Alan wrote two songs on the album, Malaise En Malaisie and Code of Ethics, the latter being written for the 1984 Olympics. Even so, Alan says today that Bodies and Souls was not one of his favourite albums, but, “I’m not sure why,” Cheryl added, “We won a Grammy for Why Not!” (Best Jazz Vocal Performance, Duo or Group) Speaking of that song,” Janis recalled “Cheryl and I did a ridiculous outtake of Why Not!”
“When we teamed up with Dick Rudolph,” says Alan, the album took The Manhattan Transfer into something of a different direction, or as Tim described it, “It encompasses a revised style of our music.” In an interview with the group shortly after the album’s release, Cheryl felt that the making of Bodies and Souls was “a growing experience for the group, which resulted in a stronger unit.” Alan felt the same way. “It took longer than we anticipated, due to the group’s inner struggle to maintain perfection in our work,” he said, adding, “It was a great growth experience for the group.” Tim concurred at the time, “We worked a lot longer on this album than any previous album.
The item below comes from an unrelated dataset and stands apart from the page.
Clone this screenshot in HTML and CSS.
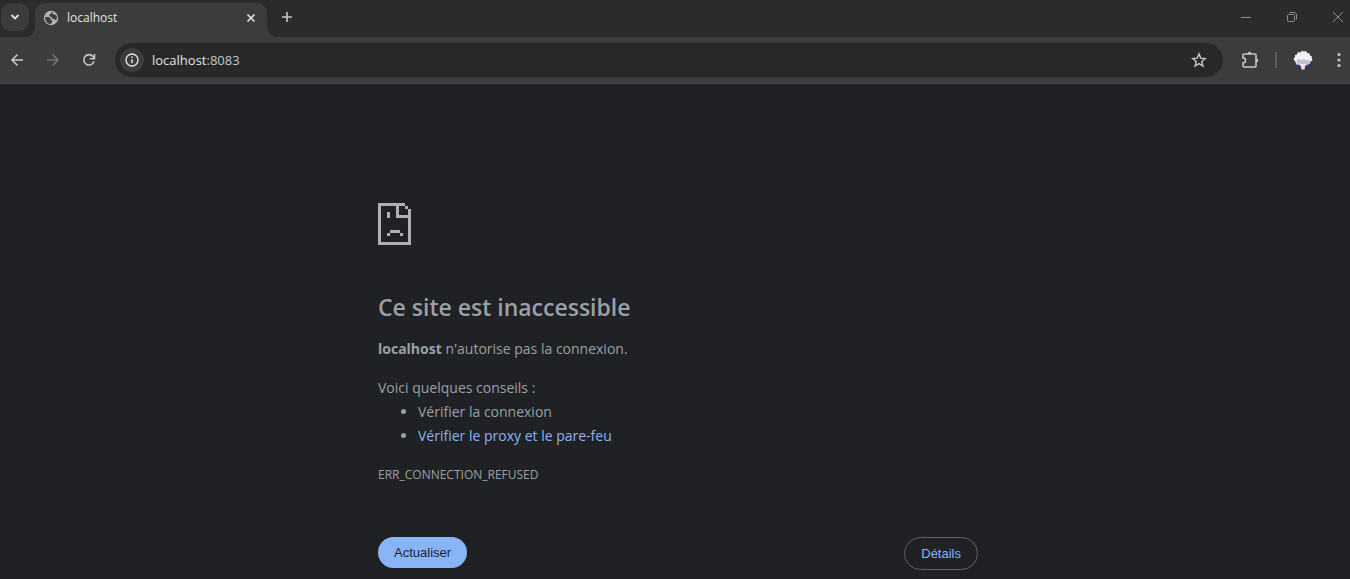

It’s finally out and the thrill is so great because of the hours, the energy and emotions that were spent to create a product that gave all of us such satisfaction.”
Bodies and Soul became WEA’s biggest selling album in Japan overtaking Led Zeppelin and became much in demand for live shows. In the UK, they became regular favourites on the Two Ronnies show, and “After we changed our sound, the older audience switched off and we gained a new young audience,” Tim recalled.
The band is still together and are still touring. This is the latest from their website; ‘Last month, we introduced a new series of shows called the Living Room Sessions – very intimate shows featuring just the four of us with our long time pianist and music director Yaron Gershovsky. Well, the format has become so popular that we’ve added new Living Room shows!’ At the moment they are only in America, but if you’re over there, might be worth checking out.